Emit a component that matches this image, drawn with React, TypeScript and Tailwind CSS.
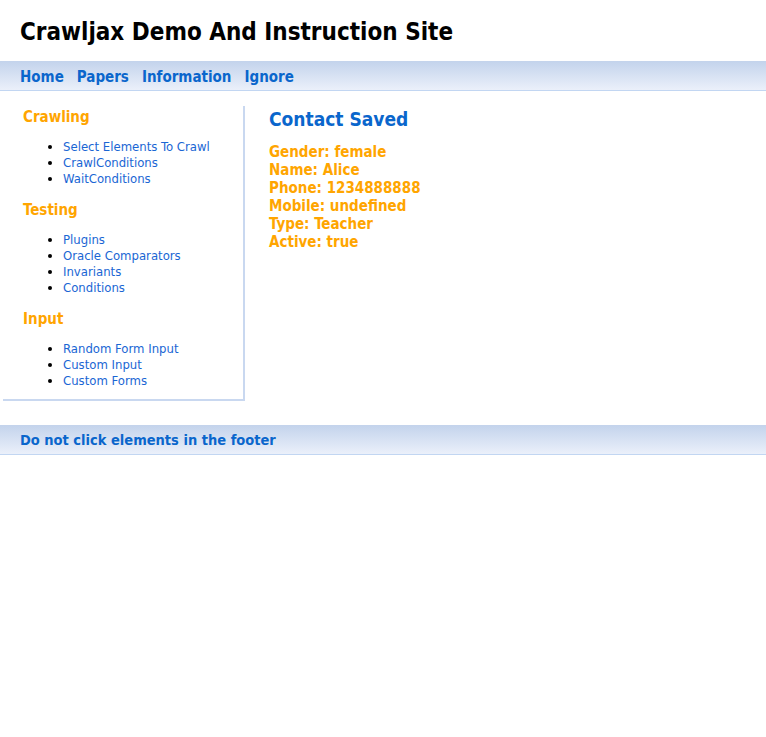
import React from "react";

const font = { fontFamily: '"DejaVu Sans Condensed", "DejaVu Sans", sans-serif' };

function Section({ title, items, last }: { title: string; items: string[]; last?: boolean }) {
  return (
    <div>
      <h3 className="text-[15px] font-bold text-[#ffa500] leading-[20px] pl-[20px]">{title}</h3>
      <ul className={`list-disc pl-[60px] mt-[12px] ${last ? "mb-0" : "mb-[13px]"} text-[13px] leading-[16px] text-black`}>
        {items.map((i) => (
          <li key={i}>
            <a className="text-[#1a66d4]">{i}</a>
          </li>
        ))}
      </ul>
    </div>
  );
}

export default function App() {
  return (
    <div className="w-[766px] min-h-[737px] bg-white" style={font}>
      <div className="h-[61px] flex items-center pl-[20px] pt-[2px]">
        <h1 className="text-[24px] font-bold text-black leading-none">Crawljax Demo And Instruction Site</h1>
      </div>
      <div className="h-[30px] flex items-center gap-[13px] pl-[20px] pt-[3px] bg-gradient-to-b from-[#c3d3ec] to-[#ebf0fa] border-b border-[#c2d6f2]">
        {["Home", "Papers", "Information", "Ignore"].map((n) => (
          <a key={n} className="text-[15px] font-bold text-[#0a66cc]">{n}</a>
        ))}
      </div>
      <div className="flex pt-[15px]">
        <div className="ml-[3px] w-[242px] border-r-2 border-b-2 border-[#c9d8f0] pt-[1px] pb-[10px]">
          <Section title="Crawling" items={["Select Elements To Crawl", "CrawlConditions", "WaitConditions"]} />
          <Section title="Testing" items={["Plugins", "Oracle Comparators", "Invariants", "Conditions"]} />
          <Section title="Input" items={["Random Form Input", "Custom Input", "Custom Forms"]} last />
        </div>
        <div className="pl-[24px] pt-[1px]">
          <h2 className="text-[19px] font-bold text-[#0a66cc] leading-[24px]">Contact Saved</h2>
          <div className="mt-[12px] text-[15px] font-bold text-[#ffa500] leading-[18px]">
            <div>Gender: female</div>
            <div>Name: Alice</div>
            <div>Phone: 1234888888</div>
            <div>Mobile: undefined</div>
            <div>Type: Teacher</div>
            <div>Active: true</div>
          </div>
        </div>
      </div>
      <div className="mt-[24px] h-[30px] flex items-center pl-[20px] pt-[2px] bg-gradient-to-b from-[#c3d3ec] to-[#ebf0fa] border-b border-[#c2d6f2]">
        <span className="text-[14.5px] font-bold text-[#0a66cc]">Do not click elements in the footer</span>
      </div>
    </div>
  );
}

----------------------------------------

◆ **Work to be completed**: In the listing above, how many lines hold the word "React"? Give the number and nothing more.

◆ **Worked answer**: 2